Despite the challenges the Aridha imbroglio highlights for Tunisia's future, one bright spot emerged: the post-election controversy seems to prove once again the capacity of Tunisia's new leaders to manage crises. On Friday, with protestors in Sidi Bouzid attacking al-Nahda's office, the party's leader appeared on television to appeal for calm, rather than exploiting the crisis for political gain.

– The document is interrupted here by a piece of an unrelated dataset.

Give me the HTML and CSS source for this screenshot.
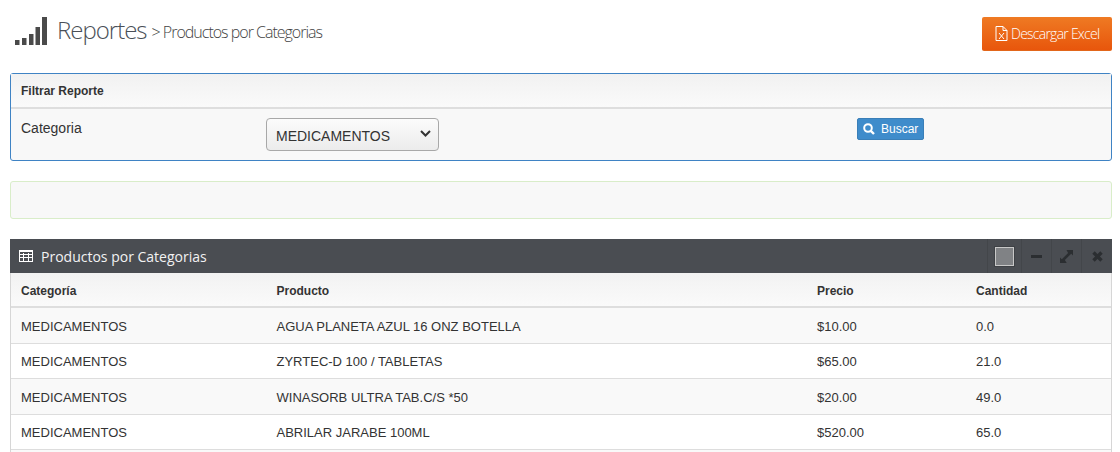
FILE: index.html
```html
<!DOCTYPE html>
<html lang="es">
<head>
<meta charset="utf-8">
<title>Reportes</title>
<link rel="stylesheet" href="styles.css">
</head>
<body>
<header class="page-head">
  <h1 class="page-title">
    <svg class="title-icon" width="32" height="28" viewBox="0 0 32 28"><g fill="#4a4a4a"><rect x="0" y="23" width="4.500" height="5"/><rect x="7" y="21" width="4.500" height="7"/><rect x="14" y="17" width="4.500" height="11"/><rect x="20.500" y="10" width="4.500" height="18"/><rect x="27" y="0" width="5" height="28"/></g></svg>
    <span class="title-text">
      <span class="title-main">Reportes</span>
      <span class="title-sub">&gt; Productos por Categorias</span>
    </span>
  </h1>
  <a class="btn-excel">
    <svg width="13" height="15" viewBox="0 0 13 15" fill="none" stroke="#fff" stroke-width="1"><path d="M1 .5h7l4 4v10H1z"/><path d="M8 .5v4h4"/><path d="M4 7l5 6M9 7l-5 6"/></svg>
    Descargar Excel
  </a>
</header>

<section class="filter">
  <div class="filter-head">Filtrar Reporte</div>
  <div class="filter-body">
    <label class="filter-label">Categoria</label>
    <div class="filter-control">
      <select class="filter-select"><option>MEDICAMENTOS</option></select>
      <svg class="select-arrow" width="11" height="7" viewBox="0 0 11 7" fill="none" stroke="#333" stroke-width="2"><path d="M1 1l4.500 4.500L10 1"/></svg>
    </div>
    <button class="btn-search" type="button">
      <svg width="12" height="12" viewBox="0 0 12 12" fill="none" stroke="#fff"><circle cx="5" cy="5" r="3.800" stroke-width="2"/><path d="M7.800 7.800l3.200 3.200" stroke-width="2.400"/></svg>
      Buscar
    </button>
  </div>
</section>

<div class="notice"></div>

<section class="widget">
  <div class="widget-head">
    <svg class="grid-icon" width="14" height="12" viewBox="0 0 14 12" fill="none" stroke="#fff" shape-rendering="crispEdges"><rect x=".5" y=".5" width="13" height="11"/><path d="M0 1.500h14M.5 4.500h13M.5 7.500h13M4.500 3v8M9.500 3v8"/></svg>
    <span class="widget-title">Productos por Categorias</span>
    <div class="widget-tools">
      <div class="tool tool-first"><span class="swatch"></span></div>
      <div class="tool"><span class="minus"></span></div>
      <div class="tool"><svg width="13" height="13" viewBox="0 0 13 13" fill="#2b2e31"><path d="M13 0v5.500l-1.800-1.800-6.300 6.300 1.800 3H0V7.500l1.800 1.800 6.300-6.300L6.500 0z"/></svg></div>
      <div class="tool tool-last"><svg width="11" height="11" viewBox="0 0 11 11" stroke="#2b2e31" stroke-width="3.400"><path d="M1.500 1.500l8 8M9.500 1.500l-8 8"/></svg></div>
    </div>
  </div>
  <table class="report">
    <colgroup><col class="c1"><col class="c2"><col class="c3"><col class="c4"></colgroup>
    <thead>
      <tr><th>Categoría</th><th>Producto</th><th>Precio</th><th>Cantidad</th></tr>
    </thead>
    <tbody>
      <tr><td>MEDICAMENTOS</td><td>AGUA PLANETA AZUL 16 ONZ BOTELLA</td><td>$10.00</td><td>0.0</td></tr>
      <tr><td>MEDICAMENTOS</td><td>ZYRTEC-D 100 / TABLETAS</td><td>$65.00</td><td>21.0</td></tr>
      <tr><td>MEDICAMENTOS</td><td>WINASORB ULTRA TAB.C/S *50</td><td>$20.00</td><td>49.0</td></tr>
      <tr><td>MEDICAMENTOS</td><td>ABRILAR JARABE 100ML</td><td>$520.00</td><td>65.0</td></tr>
    </tbody>
  </table>
  <div class="table-rest"></div>
</section>
</body>
</html>
```
FILE: styles.css
```css
* { box-sizing: border-box; }
html, body { height: 452px; overflow: hidden; }
body {
  margin: 0;
  padding: 0 8px 0 10px;
  background: #fff;
  color: #333;
  font-family: "Liberation Sans", Arial, sans-serif;
  font-size: 13px;
}
.page-head {
  height: 73px;
  display: flex;
  justify-content: space-between;
  align-items: flex-start;
}
.page-title {
  margin: 17px 0 0;
  display: flex;
  align-items: flex-start;
  font-family: "Open Sans", sans-serif;
  font-weight: 300;
  color: #4a4f57;
}
.title-icon { margin: 0 10px 0 5px; flex: none; }
.title-text { display: flex; align-items: flex-start; height: 28px; line-height: 28px; margin-top: -1px; }
.title-main { font-size: 24px; letter-spacing: -1px; margin-right: 5px; }
.title-sub { font-size: 16px; letter-spacing: -1px; color: #444; margin-top: 2px; }
.btn-excel {
  margin-top: 17px;
  width: 130px;
  height: 34px;
  padding-left: 13px;
  display: flex;
  align-items: center;
  gap: 3px;
  color: #fff;
  font-family: "Open Sans", sans-serif;
  font-size: 14px;
  font-weight: 300;
  letter-spacing: -.75px;
  background: linear-gradient(#ef7a23, #e8560c);
  border-bottom: 1px solid #e2661a;
  border-radius: 2px;
}
.filter {
  height: 88px;
  border: 1px solid #3f83c4;
  border-radius: 3px;
  background: #f8f8f8;
}
.filter-head {
  height: 35px;
  padding: 9px 10px 0;
  font-size: 12px;
  line-height: 16px;
  font-weight: 700;
  background: linear-gradient(#f1f1f1, #fafafa);
  border-bottom: 2px solid #dedede;
}
.filter-body {
  display: grid;
  grid-template-columns: 245px 591px auto;
  padding: 9px 10px 0;
}
.filter-label { font-size: 14px; line-height: 20px; }
.filter-control { position: relative; width: 173px; height: 33px; }
.filter-select {
  display: block;
  width: 173px;
  height: 33px;
  padding: 2px 0 0 9px;
  appearance: none;
  font-family: "Liberation Sans", Arial, sans-serif;
  font-size: 14px;
  color: #333;
  background: linear-gradient(#fbfbfb, #ececec);
  border: 1px solid #a8a8a8;
  border-radius: 4px;
}
.select-arrow { position: absolute; right: 8px; top: 12px; pointer-events: none; }
.btn-search {
  justify-self: start;
  width: 67px;
  height: 22px;
  padding: 0 0 0 5px;
  display: flex;
  align-items: center;
  gap: 6px;
  color: #fff;
  font-family: "Liberation Sans", Arial, sans-serif;
  font-size: 12px;
  background: #3f8ccb;
  border: 1px solid #3a7fb8;
  border-radius: 2px;
}
.notice {
  height: 38px;
  margin-top: 20px;
  background: #f8f8f8;
  border: 1px solid #d9edc9;
  border-radius: 3px;
}
.widget { margin-top: 20px; }
.widget-head {
  height: 34px;
  display: flex;
  align-items: center;
  padding-left: 9px;
  background: #4a4d52;
  color: #fff;
}
.grid-icon { margin-right: 8px; flex: none; }
.widget-title {
  font-family: "Open Sans", sans-serif;
  font-size: 14px;
  color: #f2f2f2;
}
.widget-tools { margin-left: auto; display: flex; height: 100%; }
.tool {
  width: 30px;
  height: 100%;
  display: flex;
  align-items: center;
  justify-content: center;
  border-left: 1px solid #43464a;
}
.tool-first { width: 34px; }
.tool-last { width: 31px; }
.swatch {
  width: 19px;
  height: 19px;
  background: #808285;
  border: 1px solid #c8c8c8;
  outline: 1px solid #3e4145;
}
.minus { width: 11px; height: 3px; background: #2b2e31; }
.report {
  width: 100%;
  table-layout: fixed;
  border-collapse: separate;
  border-spacing: 0;
  border-left: 1px solid #d6d6d6;
  border-right: 1px solid #d6d6d6;
  color: #333;
}
.c1 { width: 255.5px; }
.c2 { width: 540.5px; }
.c3 { width: 159px; }
.report th {
  height: 35px;
  padding: 9px 10px 6px;
  font-size: 12px;
  line-height: 18px;
  text-align: left;
  background: linear-gradient(#f2f2f2, #fafafa);
  border-bottom: 2px solid #dedede;
}
.report td {
  padding: 9.85px 10px 6.15px;
  font-size: 13px;
  line-height: 18.57px;
  border-bottom: 1px solid #ddd;
}
.report tbody tr:nth-child(odd) td { background: #f9f9f9; }
.table-rest {
  height: 1.6px;
  background: #f9f9f9;
  border-left: 1px solid #d6d6d6;
  border-right: 1px solid #d6d6d6;
}
```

In fact, calls for moderation and consensus have been a constant feature of the post-election period so far. The election results produced some of the biggest victories for al-Nahda, Congress for the Republic, and Ettakatol (the latter two are leading liberal parties), all of which emphasized cooperation. The parties that pursued excessively negative campaigns -- like the Progressive Democratic Party and the Democratic Modernist Pole -- fared poorly. The importance of a harmonious political climate to Tunisians is a lesson that party leaders seem to recognize, and even those that are disappointed with the election results have focused on improving their own campaign strategies rather than hurling accusations at the victors.
In this way, the surprising emergence of Aridha Chaabia has proven less of a spoiler than it might have been in a more contentious political climate. Instead, it has provided a set of healthy lessons for democratizing Tunisia.